Let’s gracefully welcome UNC leader
In response to “New front opens in war over UNC” (Oct. 23) and other articles:
Margaret Spellings – bless her heart – has been selected as president of the UNC system. I am reminded of the response to Barack Obama’s first election: Republican leader Mitch McConnell was quoted as saying that their top priority was to make Obama a one-term president, to obstruct him at every turn.
Today, the UNC Board of Governors, the faculty, the students, and all the rest of us have a splendid opportunity to welcome Spellings to a daunting job with grace and cooperation. Let’s be the grown-ups and do it.
Ted Lucas, Charlotte
Qualifications took a back seat at UNC
Being the president of a university without an advanced degree is like a person writing cookbooks without tasting. Politics and eduction don’t mix. Although politicians write education checks, they should know the difference between real education and “puffing.”
Mary Heddens, Charlotte
A real blow to a fine university system
What a sad day for North Carolina and its university system. We have fired a widely respected president and replaced him with a politician from Texas – a state not known for its education but rather, for revising its textbooks and curriculum to rewrite history and debunk facts.
This Republican legislature and now Republican university board have dealt a real blow to what has been regarded as a fine system. Ms. Spellings is quoted as saying “she wants to firmly establish the University of North Carolina as the finest university system in the country.” I believe we already had that before our politicians decided to make this about politics instead of education.
Nancy Probst, Davidson
Spellings hire a step toward improvement
Academic accountability, fiscal responsibility, common sense oversight and logical reform. No wonder higher education’s faculty of status quo is leery of Margaret Spellings.
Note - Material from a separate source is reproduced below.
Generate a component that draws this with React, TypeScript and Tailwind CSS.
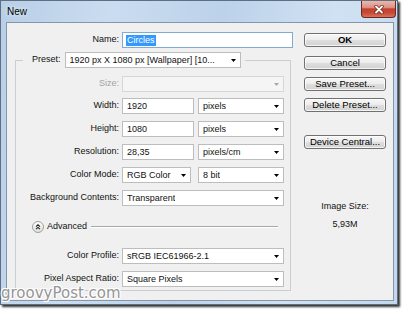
import React from "react";

const Arrow = ({ color = "#000" }: { color?: string }) => (
  <svg width="5" height="3" viewBox="0 0 5 3" className="shrink-0">
    <path d="M0 0H5L2.5 3Z" fill={color} />
  </svg>
);

function Select({
  text,
  className,
  disabled,
}: {
  text: string;
  className: string;
  disabled?: boolean;
}) {
  return (
    <div
      className={`flex h-[16px] items-center justify-between border pl-[4px] pr-[4px] leading-[14px] ${
        disabled ? "border-[#d6d6d6] bg-[#f5f5f5]" : "border-[#bdbdbd] bg-white"
      } ${className}`}
    >
      <span className="truncate whitespace-nowrap">{text}</span>
      <Arrow color={disabled ? "#a8a8a8" : "#000"} />
    </div>
  );
}

function Input({ text, className }: { text: string; className: string }) {
  return (
    <div className={`flex h-[16px] items-center border border-[#bdbdbd] bg-white pl-[4px] leading-[14px] ${className}`}>
      {text}
    </div>
  );
}

function Label({ children, gray }: { children: React.ReactNode; gray?: boolean }) {
  return (
    <div className={`w-[103px] shrink-0 whitespace-nowrap pr-0 text-right ${gray ? "text-[#a3a3a3]" : ""}`}>
      {children}
    </div>
  );
}

function Button({ children, bold }: { children: React.ReactNode; bold?: boolean }) {
  return (
    <div
      className={`flex h-[14px] items-center justify-center rounded-[3px] border border-[#707070] bg-[linear-gradient(#f7f7f7_0%,#ececec_50%,#dedede_52%,#d2d2d2_100%)] text-[9.5px] leading-none text-black shadow-[inset_0_0_0_1px_rgba(255,255,255,0.75)] ${
        bold ? "font-semibold" : ""
      }`}
    >
      {children}
    </div>
  );
}

function CloseButton() {
  return (
    <div className="ml-auto mr-[1px] flex h-[17px] w-[35px] items-center justify-center rounded-b-[4px] border border-t-0 border-[#6a2a22] bg-[linear-gradient(#eab8ae_0%,#dc9283_40%,#c2402f_50%,#c94a36_75%,#d9735c_100%)]">
      <svg width="10" height="9" viewBox="0 0 10 9">
        <path d="M2 1.5L8 7.5M8 1.5L2 7.5" stroke="#6b2a20" strokeWidth="3.4" strokeLinecap="round" />
        <path d="M2 1.5L8 7.5M8 1.5L2 7.5" stroke="#ffffff" strokeWidth="1.8" strokeLinecap="round" />
      </svg>
    </div>
  );
}

export default function App() {
  return (
    <div className="relative h-[312px] w-[405px] overflow-hidden bg-white text-[9px] text-[#111] [font-family:'Liberation_Sans',Arial,sans-serif]">
      <div className="flex h-[305px] w-[398px] flex-col border border-[#5f6e80] bg-[linear-gradient(100deg,#b8cfe7_0%,#cadcf0_25%,#bcd2ea_50%,#d0e1f3_75%,#c3d8ee_100%)] shadow-[2px_2px_2px_rgba(0,0,0,0.8)]">
        {/* title bar */}
        <div className="flex h-[21px] shrink-0 items-start">
          <div className="pl-[6px] pt-[5px] text-[10px] leading-[12px] text-black [text-shadow:0_0_5px_#fff]">
            New
          </div>
          <CloseButton />
        </div>

        {/* client area */}
        <div className="mb-[3px] ml-[5px] mr-[3px] flex flex-1 border border-[#8696a9] bg-[#f0f0f0]">
          {/* left */}
          <div className="flex w-[286px] shrink-0 flex-col pl-[8px]">
            <div className="mt-[9px] flex items-center">
              <div className="w-[104px] shrink-0 text-right">Name:</div>
              <div className="ml-[3px] flex h-[16px] w-[171px] items-center border border-[#84a9d3] bg-white pl-[3px]">
                <span className="bg-[#3399ff] px-px leading-[11px] text-white">Circles</span>
              </div>
            </div>

            <fieldset className="mt-[4px] w-[276px] border border-[#c9ced3] p-0 pb-[3px]">
              <legend className="ml-[7px] p-0">
                <div className="flex items-center pl-[9px] pr-[4px]">
                  <span className="whitespace-nowrap">Preset:</span>
                  <Select className="ml-[4px] w-[176px]" text="1920 px X 1080 px [Wallpaper] [10..." />
                </div>
              </legend>

              <div className="mt-[8px] flex items-center">
                <Label gray>Size:</Label>
                <Select className="ml-[3px] w-[162px]" text="" disabled />
              </div>

              <div className="mt-[6px] flex items-center">
                <Label>Width:</Label>
                <Input className="ml-[3px] w-[72px]" text="1920" />
                <Select className="ml-[4px] w-[86px]" text="pixels" />
              </div>

              <div className="mt-[7px] flex items-center">
                <Label>Height:</Label>
                <Input className="ml-[3px] w-[72px]" text="1080" />
                <Select className="ml-[4px] w-[86px]" text="pixels" />
              </div>

              <div className="mt-[7px] flex items-center">
                <Label>Resolution:</Label>
                <Input className="ml-[3px] w-[72px]" text="28,35" />
                <Select className="ml-[4px] w-[86px]" text="pixels/cm" />
              </div>

              <div className="mt-[7px] flex items-center">
                <Label>Color Mode:</Label>
                <Select className="ml-[3px] w-[69px]" text="RGB Color" />
                <Select className="ml-[7px] w-[86px]" text="8 bit" />
              </div>

              <div className="mt-[7px] flex items-center">
                <Label>Background Contents:</Label>
                <Select className="ml-[3px] w-[162px]" text="Transparent" />
              </div>

              <div className="mt-[15px] flex h-[12px] items-center pl-[16px] pr-[12px]">
                <div className="flex h-[12px] w-[12px] shrink-0 items-center justify-center rounded-full border border-[#a0a0a0] bg-[linear-gradient(#ffffff,#dedede)]">
                  <svg width="6" height="6" viewBox="0 0 6 6">
                    <path d="M1 2.6L3 0.8L5 2.6M1 5.2L3 3.4L5 5.2" stroke="#222" strokeWidth="1.1" fill="none" />
                  </svg>
                </div>
                <span className="ml-[3px] whitespace-nowrap">Advanced</span>
                <div className="ml-[4px] h-[2px] flex-1 border-b border-t border-b-white border-t-[#a8a8a8]" />
              </div>

              <div className="mt-[15px] flex items-center">
                <Label>Color Profile:</Label>
                <Select className="ml-[3px] w-[162px]" text="sRGB IEC61966-2.1" />
              </div>

              <div className="mt-[7px] flex items-center">
                <Label>Pixel Aspect Ratio:</Label>
                <Select className="ml-[3px] w-[162px]" text="Square Pixels" />
              </div>
            </fieldset>
          </div>

          {/* right */}
          <div className="ml-[11px] flex w-[82px] shrink-0 flex-col">
            <div className="mt-[10px]">
              <Button bold>OK</Button>
            </div>
            <div className="mt-[9px]">
              <Button>Cancel</Button>
            </div>
            <div className="mt-[7px]">
              <Button>Save Preset...</Button>
            </div>
            <div className="mt-[7px]">
              <Button>Delete Preset...</Button>
            </div>
            <div className="mt-[23px]">
              <Button>Device Central...</Button>
            </div>
            <div className="mt-[51px] text-center leading-[12px]">Image Size:</div>
            <div className="mt-[6px] text-center leading-[12px]">5,93M</div>
          </div>
        </div>
      </div>

      <div className="absolute left-[1px] top-[286px] text-[15px] leading-[15px] text-[#959595] [font-family:'DejaVu_Sans',sans-serif] [text-shadow:1px_1px_0_#fff,-1px_-1px_0_#fff,1px_-1px_0_#fff,-1px_1px_0_#fff]">
        groovyPost.com
      </div>
    </div>
  );
}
Turning a large ship is never easy.
If we all get behind this effort our university system will cruise into the future with full sails.
Dale C. Williams, Boone
Pay raise logic works for teachers, too
In response to “N.C. leaders step gingerly on pay issue” (Oct. 23):
So Craig Horn (R-Davidson) is concerned the annual salary plus expense allotments for the part-time General Assembly members that adds up to about $30-40,000 won’t attract the “Young, bright, and maybe not-so-young bright people” who won’t be able to “afford to do this.”
Perhaps he and his fellow legislators might want to ask the state’s teachers and other employees how they manage. Raising the issue wouldn’t just seem self-serving, it would be another slap in the face to our state’s teachers and other state employees.
Mary F. Englebert, Statesville
So pay is the reason for weak lawmakers
I was disappointed to learn from your article that we pay our state legislators as poorly as we do our City Council members and even our mayor.
No wonder our “leaders” are so dubious. We get what we pay for.
Gautam Bose, Charlotte
Sweden’s slaughter vs. our slaughters
I just saw a news alert that two people were slaughtered at a Swedish school by a crazy man with a sword. That’s two people. Not 26 like Newtown Elementary. Or nine like Umpqua Community College. Or 32 like Virginia Tech. Or 12 at Aurora. I could go on and on.
No civilized country in the world has mass killings like the United States does, because no civilized country in the world has the NRA and the Republican party standing in the way of reasonable gun laws.
William D. Charnock, Charlotte
Don’t forget value of media specialists
In response to “Give all kids a chance to be curious” (Oct. 23 For the Record):
Charlotte-Mecklenburg Schools students using their student ID numbers to access resources at 20 library locations is a great idea. However, this should not replace a valuable resource already available in CMS – the school media center.
CMS is losing its media specialists. Some at high poverty schools. Many students most likely would not utilize this new technology unless they have trained Master’s Degree media specialists introducing students to the library, books and resources.
You have to know what a library is in order to use one.